Henry is writing a book, but he insists it is not really a book, just an insult, "a kick in the pants to God, Man, Destiny, Time, Love, Beauty ... what you will." He finds existing literature tiresome, but he keeps writing anyway. To Henry books and literature symbolize repression. They only include what people are willing to say out loud, but his goal in his writing is to say what no one else is willing to say. In Chapter 13 he tells readers that "my idea in collaborating with myself has been to get off the gold standard of literature." He wants to lift the censorship from literature and speak the unspeakable. In the beginning of the novel, Henry believes words are futile—the only writers who are trustworthy are the ones who are not ruled by words, but are living their passions. However, in Chapter 13 Henry has an epiphany and comes to realize the power of words to restore humanity and bring joy.
In a novel so full of sex it is difficult to find more than one page that doesn't talk about it, the female body functions as a multipurpose symbol. Sometimes Henry describes it as the womb from which he has been ejected and to which he wants to return. At other times he describes it as the cesspool of the world, the repository of all that is bad, and the symbol of trickery and false advertising. At other times he describes the female body as a gateway into the world of imagination and creativity.
Henry has a complicated relationship with the female body. He both loves and hates it, and it serves both as his nemesis and his deepest desire.

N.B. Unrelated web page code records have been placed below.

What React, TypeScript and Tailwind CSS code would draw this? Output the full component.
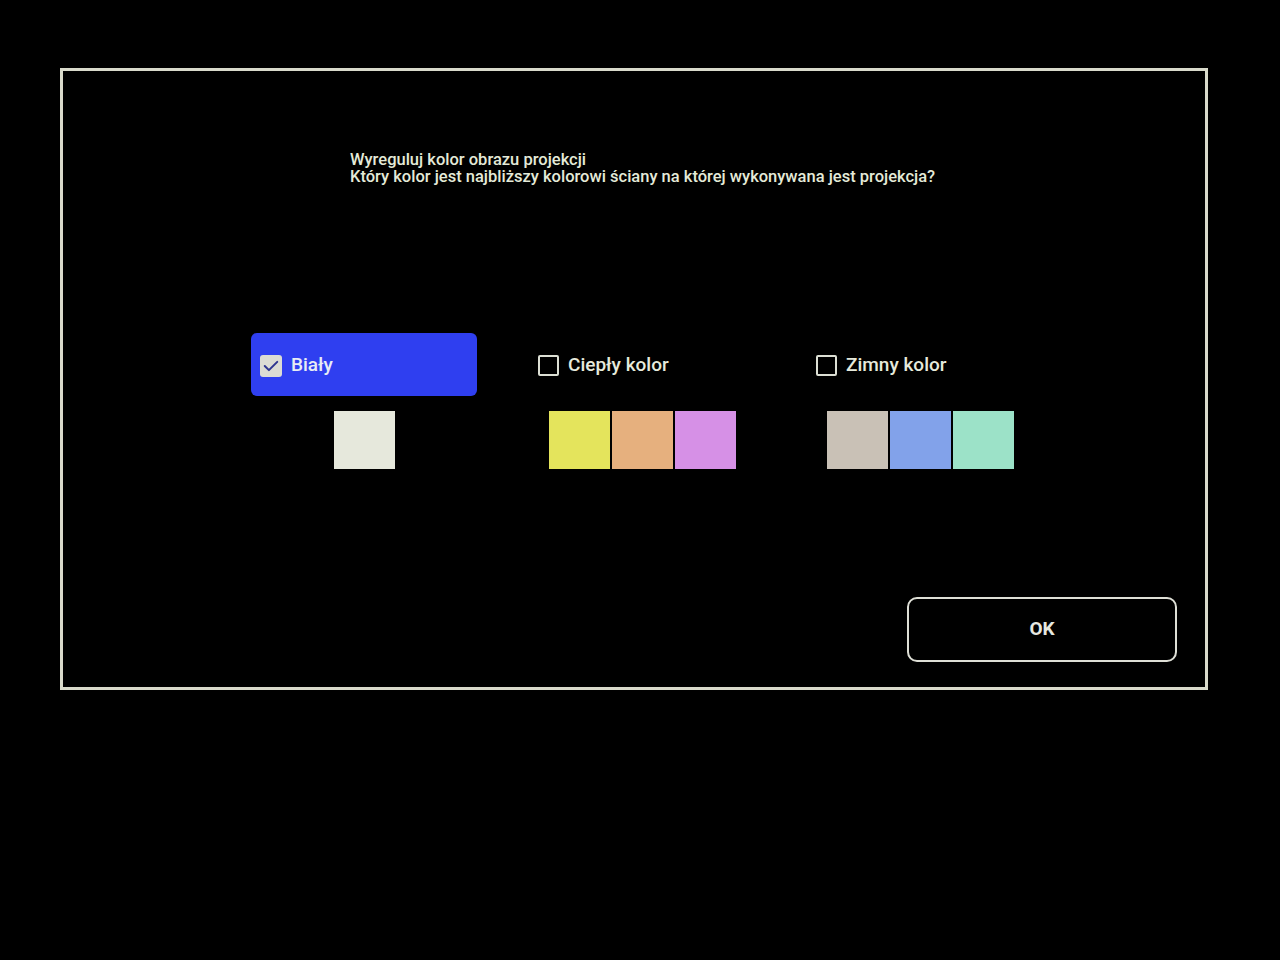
import { useState } from "react";

type Option = {
  id: string;
  label: string;
  swatches: string[];
};

const options: Option[] = [
  { id: "white", label: "Biały", swatches: ["bg-[#e6e8dc]"] },
  { id: "warm", label: "Ciepły kolor", swatches: ["bg-[#e4e45c]", "bg-[#e6b07e]", "bg-[#d690e6]"] },
  { id: "cold", label: "Zimny kolor", swatches: ["bg-[#c9c1b6]", "bg-[#82a2ea]", "bg-[#9ce2c8]"] },
];

function CheckBox({ checked }: { checked: boolean }) {
  if (checked) {
    return (
      <span className="flex h-[22px] w-[22px] items-center justify-center rounded-[3px] bg-[#dcdcd4]">
        <svg viewBox="0 0 24 24" className="h-[20px] w-[20px]" fill="none" stroke="#2e3590" strokeWidth={2.4} strokeLinecap="round" strokeLinejoin="round">
          <path d="M4.5 12l5 5L19.5 7" />
        </svg>
      </span>
    );
  }
  return <span className="block h-[21px] w-[21px] rounded-[2px] border-2 border-[#dcdfd4]" />;
}

export default function App() {
  const [selected, setSelected] = useState("white");

  return (
    <div className="h-[960px] w-full overflow-hidden bg-black pl-[60px] pt-[68px] font-['Roboto',sans-serif] text-[#e4ead8]">
      <div className="flex h-[622px] w-[1148px] flex-col border-[3px] border-[#d9dacb]">
        <div className="pl-[287px] pt-[80px] text-[16.5px] font-medium leading-[17px]">
          <p>Wyreguluj kolor obrazu projekcji</p>
          <p>Który kolor jest najbliższy kolorowi ściany na której wykonywana jest projekcja?</p>
        </div>

        <div className="mt-[148px] flex gap-[52px] pl-[188px]">
          {options.map((opt) => {
            const active = opt.id === selected;
            return (
              <div key={opt.id} className="flex w-[226px] flex-col items-center">
                <button
                  onClick={() => setSelected(opt.id)}
                  className={`flex h-[63px] w-full items-center gap-[9px] rounded-[6px] px-[9px] pt-[2px] text-left text-[19px] ${
                    active ? "bg-[#2f3ff0] text-[#e8ecf4]" : "text-[#e6eadc]"
                  }`}
                >
                  <CheckBox checked={active} />
                  <span className="font-medium">{opt.label}</span>
                </button>
                <div className="mt-[15px] flex gap-[2px]">
                  {opt.swatches.map((s) => (
                    <div key={s} className={`h-[58px] w-[61px] ${s}`} />
                  ))}
                </div>
              </div>
            );
          })}
        </div>

        <div className="mt-auto flex justify-end pb-[25px] pr-[28px]">
          <button className="flex h-[65px] w-[270px] items-center justify-center rounded-[10px] border-2 border-[#dedfd6] text-[19px] font-bold text-[#e6e8e0]">
            OK
          </button>
        </div>
      </div>
    </div>
  );
}
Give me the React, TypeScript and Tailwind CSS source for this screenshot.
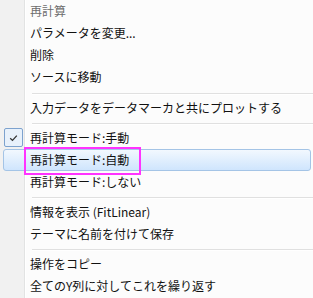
import React from "react";

const font = { fontFamily: '"Noto Sans CJK JP", "Noto Sans", sans-serif' };

function Row({ text, gray }: { text: string; gray?: boolean }) {
  return (
    <div className={`flex h-[22px] items-center pl-[30px] text-[12px] leading-none ${gray ? "text-[#6d6d6d]" : "text-[#111]"}`}>
      <span>{text}</span>
    </div>
  );
}

function Sep({ first }: { first?: boolean }) {
  return (
    <div className={first ? "h-[9px] pl-[32px] pt-[5px]" : "h-[8px] pl-[32px] pt-[4px]"}>
      <div className="h-px bg-[#e0e0e0]" />
      <div className="h-px bg-white" />
    </div>
  );
}

export default function App() {
  return (
    <div
      className="relative h-[298px] w-[313px] overflow-hidden bg-[linear-gradient(to_right,#f1f1f1_24px,#e2e3e3_24px,#e2e3e3_25px,#ffffff_25px,#ffffff_26px,#fcfcfc_26px)]"
      style={font}
    >
      <Row text="再計算" gray />
      <Row text="パラメータを変更..." />
      <Row text="削除" />
      <Row text="ソースに移動" />
      <Sep first />
      <Row text="入力データをデータマーカと共にプロットする" />
      <Sep />
      <div className="relative flex h-[22px] items-center pl-[30px] text-[12px] leading-none text-[#111]">
        <div className="absolute left-[4px] top-[1px] flex h-[19px] w-[19px] items-center justify-center rounded-[2px] border border-[#7da2ce] bg-[#e8f1fb]">
          <svg width="9" height="8" viewBox="0 0 9 8">
            <path d="M1.2 4.2 L3.5 6.4 L7.8 1.6" fill="none" stroke="#333" strokeWidth="1.3" />
          </svg>
        </div>
        <span>再計算モード:手動</span>
      </div>
      <div className="relative h-[22px]">
        <div className="ml-[3px] mr-[2px] flex h-[22px] items-center rounded-[3px] border border-[#a4c4e6] bg-[linear-gradient(to_bottom,#f2f8fe,#cfe5fd)] pl-[26px] text-[12px] leading-none text-[#111]">
          <span>再計算モード:自動</span>
        </div>
        <div className="absolute left-[24px] top-[-2px] h-[28px] w-[117px] border-2 border-[#ff33ff]" />
      </div>
      <Row text="再計算モード:しない" />
      <Sep />
      <Row text="情報を表示 (FitLinear)" />
      <Row text="テーマに名前を付けて保存" />
      <Sep />
      <Row text="操作をコピー" />
      <Row text="全てのY列に対してこれを繰り返す" />
    </div>
  );
}
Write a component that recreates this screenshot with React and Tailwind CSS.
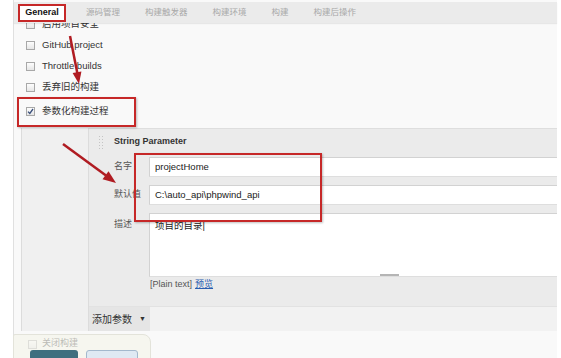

He views the female body as a mechanism by which to achieve a short-term pleasure that is, in the end, unfulfilling. Henry uses Matisse's representations of the female body to illuminate what Henry believes to be beautiful and full of light in the world, though, and says none of Matisse's works could be complete without the spark of the female form the artist uses. Later, when he is with a prostitute, her body, specifically her sex organs, inspire an ecstatic vision in which Henry explores the end of civilization and the role of the artist. The female body itself serves as a symbol of Henry's own state of mind, changing with his moods, becoming beautiful when Henry's life is going well, and terrible, devoid of meaning, when he is angry or destitute.
Paris symbolizes excess, good and bad, as well as poverty and squalor for artists who come there to gain inspiration. In Paris, even if you are poor, all vices are on display and are there for the taking. Henry believes Paris gets inside a person and eats them away, but he also thinks that Paris is the one place in the world where artistic types like himself are able to see the world stripped of all its pretenses, expanding their creativity. Henry simultaneously sees exuberance and destruction in process in Paris, and his relationship to the city may be his most intimate in the novel, despite the many women in his life.
New York City, in contrast, appears like a treadmill to Henry, where he has to work nonstop in order to stay alive, and still never gets ahead because he and others are always under the thumb of the rich. Unlike Paris, which offers a nonstop stream of physical sensations that provide an immediacy and energy that Henry craves, New York is "cold, glittering, malign." There is no joy for Henry in New York, even though Mona, his wife, has gone back there, and Henry misses her terribly.